At the DABC board's monthly meeting in April, 28 applicants went away empty-handed.
Among those waiting for licenses is the national chain Buffalo Wild Wings, which has locations planned for West Valley City, South Jordan and Riverdale.
The Minneapolis-based chain, with annual sales of $2 billion, had been planning to open 10 to 12 other restaurants in Utah, but so far it has obtained only two licenses, for restaurants in Lehi and Layton.
Steven Bogden, managing director of Coldwell Banker Commercial, said Darden Restaurant Group also is looking to open eateries in Utah, but is stymied by the state's license shortage. The Florida-based firm operates more than 1,900 restaurants and generates more than $7.5 billion in annual sales.

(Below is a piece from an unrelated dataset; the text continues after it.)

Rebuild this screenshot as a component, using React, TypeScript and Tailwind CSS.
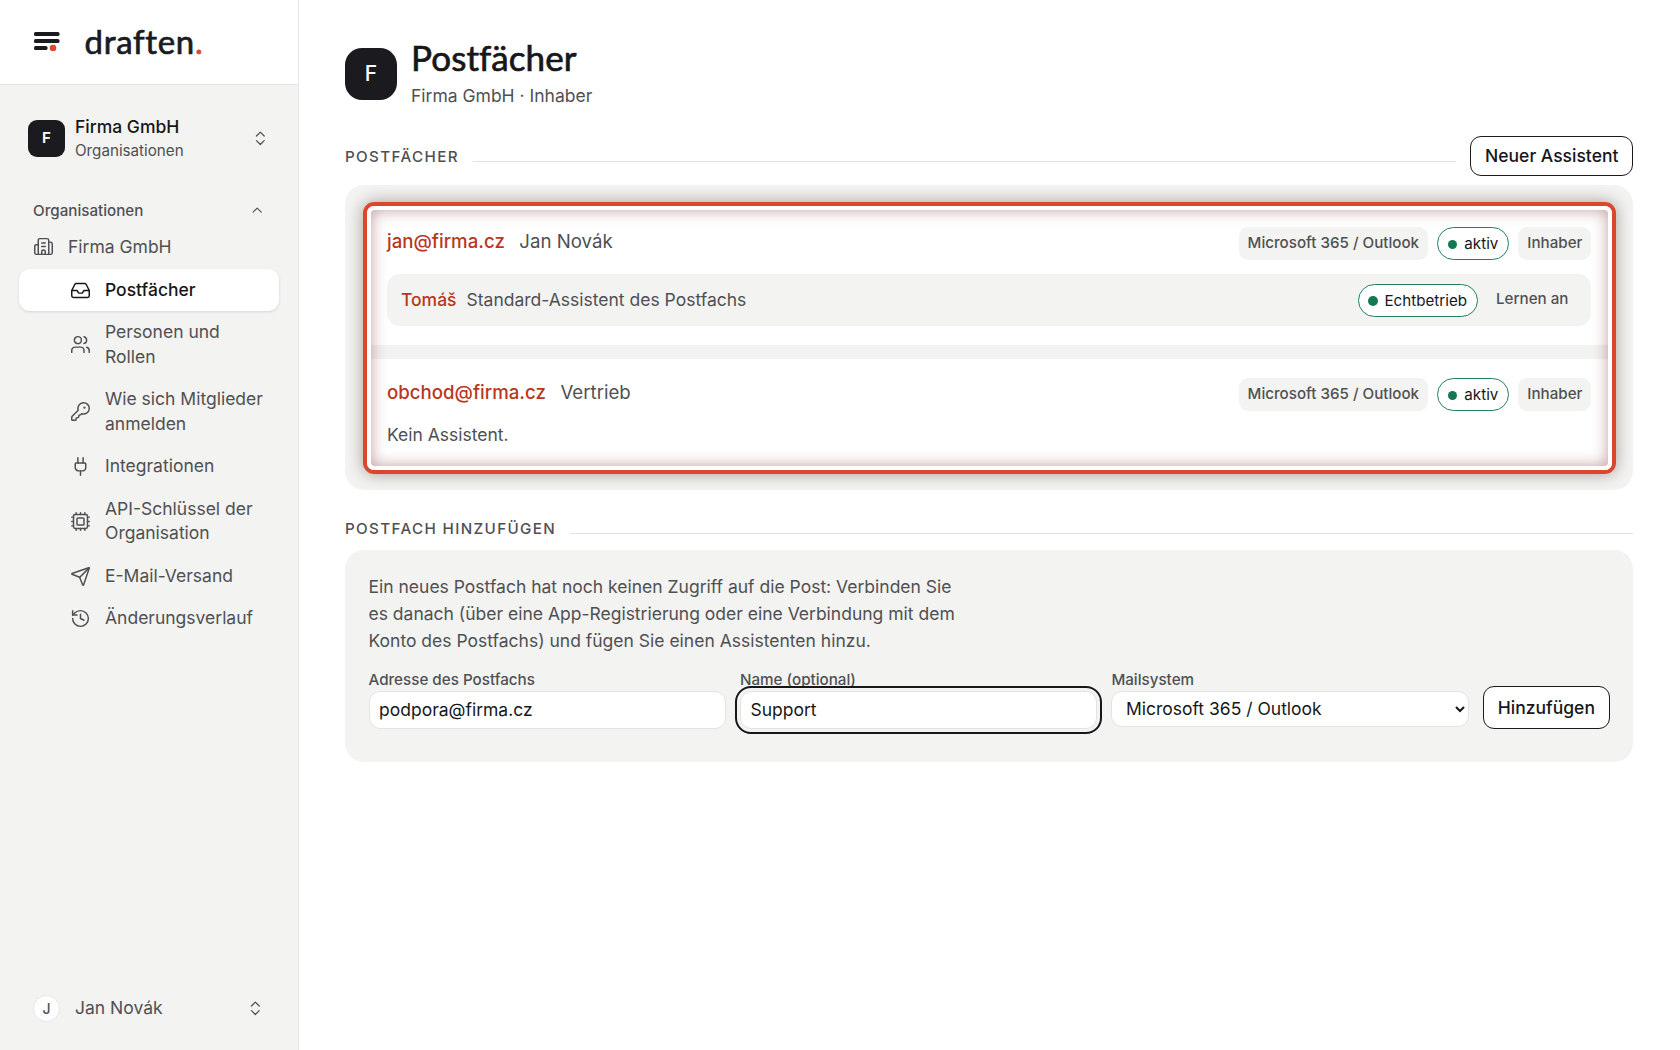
import type { ReactNode } from 'react';
import {
  Building2,
  ChevronsUpDown,
  ChevronUp,
  Cpu,
  History,
  Inbox,
  KeyRound,
  Plug,
  Send,
  Users,
} from 'lucide-react';

const navItems = [
  { label: 'Postfächer', icon: Inbox, active: true },
  { label: 'Personen und Rollen', icon: Users },
  { label: 'Wie sich Mitglieder anmelden', icon: KeyRound },
  { label: 'Integrationen', icon: Plug },
  { label: 'API-Schlüssel der Organisation', icon: Cpu },
  { label: 'E-Mail-Versand', icon: Send },
  { label: 'Änderungsverlauf', icon: History },
];

function Logo() {
  return (
    <div className="flex h-[85px] shrink-0 items-center border-b border-[#e4e4e3] bg-white pl-[34px]">
      <svg width="26" height="20" viewBox="0 0 26 20" className="mt-[-2px]">
        <rect x="0" y="1" width="25.5" height="4" rx="1.6" fill="#1a1a1f" />
        <rect x="0" y="8" width="25.5" height="4" rx="1.6" fill="#1a1a1f" />
        <rect x="0" y="15" width="13.5" height="4" rx="1.6" fill="#1a1a1f" />
        <circle cx="19" cy="17" r="3.3" fill="#dd4830" />
      </svg>
      <span className="mt-[-1px] ml-[24.5px] font-['Lato','Inter',sans-serif] text-[33px] leading-none tracking-[0.7px] text-[#1a1a1f] [-webkit-text-stroke:0.7px_currentColor]">
        draften<span className="text-[#dd4830]">.</span>
      </span>
    </div>
  );
}

function Sidebar() {
  return (
    <aside className="flex w-[299px] shrink-0 flex-col border-r border-[#e6e6e5] bg-[#f3f3f1] text-[#4f5053]">
      <Logo />
      <button className="mt-[30px] flex items-center pr-[28px] pl-[28px] text-left">
        <span className="flex size-[37px] items-center justify-center rounded-[9px] bg-[#1a1a1f] text-[15.2px] font-semibold text-white">
          F
        </span>
        <span className="ml-[10px] flex-1">
          <span className="block text-[17.5px] leading-[24.5px] font-medium text-[#17171a]">Firma GmbH</span>
          <span className="block text-[15.2px] leading-[22px]">Organisationen</span>
        </span>
        <ChevronsUpDown size={18.67} strokeWidth={1.6} />
      </button>

      <div className="mt-[38px] flex items-center justify-between pr-[33px] pl-[33px]">
        <span className="text-[15.2px] leading-[22px] font-medium">Organisationen</span>
        <ChevronUp size={16.33} strokeWidth={1.7} />
      </div>
      <div className="mt-[13px] flex items-center pl-[33px]">
        <Building2 size={21} strokeWidth={1.7} />
        <span className="ml-[14px] text-[17.5px] leading-[24.5px]">Firma GmbH</span>
      </div>

      <nav className="mt-[10.3px] flex flex-col gap-[1px] pr-[19.5px] pl-[19px]">
        {navItems.map(({ label, icon: Icon, active }) => (
          <a
            key={label}
            className={
              active
                ? 'flex items-center rounded-[11px] bg-white py-[8.5px] pr-[13px] pl-[51px] font-medium text-[#17171a] shadow-[0_1px_3px_rgba(0,0,0,0.12)]'
                : 'flex items-center py-[8.5px] pr-[13px] pl-[51px]'
            }
          >
            <Icon size={21} strokeWidth={1.7} className="shrink-0" />
            <span className="ml-[14px] text-[17.5px] leading-[24.5px]">{label}</span>
          </a>
        ))}
      </nav>

      <button className="mt-auto mb-[28px] flex items-center pr-[33px] pl-[33px] text-left">
        <span className="flex size-[27px] items-center justify-center rounded-full border border-[#e6e6e5] bg-white text-[14px] font-medium">
          J
        </span>
        <span className="ml-[15px] flex-1 text-[17.5px] leading-[24.5px]">Jan Novák</span>
        <ChevronsUpDown size={18.67} strokeWidth={1.6} />
      </button>
    </aside>
  );
}

function SectionHead({ title, children }: { title: string; children?: ReactNode }) {
  return (
    <div className="flex items-center">
      <h2 className="mt-[1px] text-[15.2px] leading-[22px] font-medium tracking-[1.35px] text-[#4f5053] uppercase">{title}</h2>
      <div className="mt-[10px] ml-[14px] h-px flex-1 bg-[#e2e2e2]" />
      {children}
    </div>
  );
}

function Tag({ children }: { children: ReactNode }) {
  return (
    <span className="flex h-[33px] items-center rounded-[9px] bg-[#f3f3f1] px-[9px] pb-px text-[15.17px] font-medium text-[#4f5053]">
      {children}
    </span>
  );
}

function Status({ children }: { children: ReactNode }) {
  return (
    <span className="flex h-[33.5px] items-center gap-[7px] rounded-full border border-[#22805d] bg-white px-[9.7px] pt-px text-[15.17px] text-[#17171a]">
      <span className="size-[9.3px] rounded-full bg-[#147850]" />
      {children}
    </span>
  );
}

function MailboxHead({ mail, name }: { mail: string; name: string }) {
  return (
    <div className="flex items-center">
      <span className="-mt-[3px] text-[18.67px] leading-[26px] font-medium text-[#b93720]">{mail}</span>
      <span className="-mt-[3px] ml-[14.5px] text-[18.67px] leading-[26px] text-[#4f5053]">{name}</span>
      <div className="ml-auto flex gap-[9.3px]">
        <Tag>Microsoft 365 / Outlook</Tag>
        <Status>aktiv</Status>
        <Tag>Inhaber</Tag>
      </div>
    </div>
  );
}

export default function App() {
  return (
    <div className="flex h-screen overflow-hidden bg-white font-['Inter',sans-serif] text-[17.5px] text-[#17171a]">
      <Sidebar />
      <main className="flex-1 pr-[46.6px] pl-[46px]">
        <header className="flex items-center pt-[36px]">
          <span className="mt-[3px] flex size-[52px] items-center justify-center rounded-[17px] bg-[#1a1a1f] text-[21px] font-medium text-white">
            F
          </span>
          <div className="ml-[14px]">
            <h1 className="font-['Lato','Inter',sans-serif] text-[35px] leading-[42px] tracking-[0.1px] [-webkit-text-stroke:0.7px_currentColor]">
              Postfächer
            </h1>
            <p className="mt-[4.5px] text-[17.5px] leading-[26px] text-[#4f5053]">Firma GmbH · Inhaber</p>
          </div>
        </header>

        <section className="mt-[27.5px]">
          <SectionHead title="Postfächer">
            <button className="ml-[14px] h-[40px] rounded-[11px] border border-[#1a1a1f] bg-white px-[14px] text-[17.5px] font-medium">
              Neuer Assistent
            </button>
          </SectionHead>

          <div className="relative mt-[9px] flex h-[305px] flex-col gap-[14px] rounded-[19px] bg-[#f3f3f1] p-[23.3px]">
            <div className="h-[137px] bg-white px-[18.7px] pt-[18.7px]">
              <MailboxHead mail="jan@firma.cz" name="Jan Novák" />
              <div className="mt-[14px] flex h-[52px] items-center rounded-[13px] bg-[#f3f3f1] px-[14px]">
                <span className="font-medium text-[#b93720]">Tomáš</span>
                <span className="ml-[10px] text-[#4f5053]">Standard-Assistent des Postfachs</span>
                <div className="ml-auto flex gap-[9.3px]">
                  <Status>Echtbetrieb</Status>
                  <Tag>Lernen an</Tag>
                </div>
              </div>
            </div>
            <div className="flex-1 bg-white px-[18.7px] pt-[18.7px]">
              <MailboxHead mail="obchod@firma.cz" name="Vertrieb" />
              <p className="mt-[11px] leading-[26px] text-[#4f5053]">Kein Assistent.</p>
            </div>

            {/* highlight ring */}
            <div className="absolute top-[17px] right-[17px] bottom-[16px] left-[18px] rounded-[11px] border-4 border-[#da472e] shadow-[0_0_16px_rgba(50,30,20,0.4)]">
              <div className="h-full rounded-[7px] border-4 border-white">
                <div className="h-full rounded-[4px] shadow-[inset_0_0_15px_rgba(110,20,20,0.42)]" />
              </div>
            </div>
          </div>
        </section>

        <section className="mt-[27px]">
          <SectionHead title="Postfach hinzufügen" />
          <div className="mt-[9.5px] h-[212px] rounded-[19px] bg-[#f3f3f1] px-[23.5px] pt-[23px]">
            <p className="w-[600px] leading-[27.4px] text-[#4f5053]">
              Ein neues Postfach hat noch keinen Zugriff auf die Post: Verbinden Sie es danach (über eine
              App-Registrierung oder eine Verbindung mit dem Konto des Postfachs) und fügen Sie einen Assistenten hinzu.
            </p>
            <form className="mt-[14.5px] flex gap-[14px]">
              <label className="flex-1 text-[15.2px] leading-[22px] font-medium text-[#4f5053]">
                Adresse des Postfachs
                <input
                  defaultValue="podpora@firma.cz"
                  className="block h-[38px] w-full rounded-[11px] border border-[#e4e4e3] bg-white px-[9.5px] pb-px text-[17.5px] font-normal text-[#17171a]"
                />
              </label>
              <label className="flex-1 text-[15.2px] leading-[22px] font-medium text-[#4f5053]">
                Name (optional)
                <input
                  defaultValue="Support"
                  className="block h-[38px] w-full rounded-[11px] border border-[#e4e4e3] bg-white px-[9.5px] pb-px text-[17.5px] font-normal text-[#17171a] outline-2 outline-offset-[3px] outline-[#17171a]"
                />
              </label>
              <label className="flex-1 text-[15.2px] leading-[22px] font-medium text-[#4f5053]">
                Mailsystem
                <select className="block h-[36px] w-full rounded-[11px] border border-[#e4e4e3] bg-white px-[9.5px] pb-px text-[17.5px] font-normal text-[#17171a]">
                  <option>Microsoft 365 / Outlook</option>
                </select>
              </label>
              <button className="mt-[17px] h-[43px] rounded-[11px] border border-[#1a1a1f] bg-white px-[14px] font-medium">
                Hinzufügen
              </button>
            </form>
          </div>
        </section>
      </main>
    </div>
  );
}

Bogden said the group had planned to open 12 restaurants in Utah, employing 1,000 people and generating sales taxes of $2.7 million.
Another hurdle chains face are laws that lump fine-dining restaurants with bars, said attorney Catherine Parrish Lake. Bars, also called social clubs, may serve alcohol without a meal, while fine restaurants such as Ruth's Chris Steak House have food requirements under dining permits. Both social and dining licenses are lumped together and 17 applicants have been on a waiting list for the past year.
The restrictions come as the state's demographics tilt toward more imbibers and non-Mormons who don't have the same religious prohibitions against drinking alcohol. Legislative auditors have noted that gallons consumed in Utah from 2001 to 2009 jumped by 54 percent more than double that of the population increase.
Utah liquor licenses gone dry
Each month alcohol permits become available through a quota system if the state population grows or if an existing business surrenders its license. In April, 28 applicants went away empty-handed. Here's the breakdown of applicants for the May liquor-control board meeting on Tuesday .
Full service • 15 are vying for a single restaurant permit to serve all types of alcohol.
Limited service • 13 hope to serve beer and wine, but no permits are available.
Club • 17 are on a yearlong wait list to serve alcohol at fine-dining eateries or bars.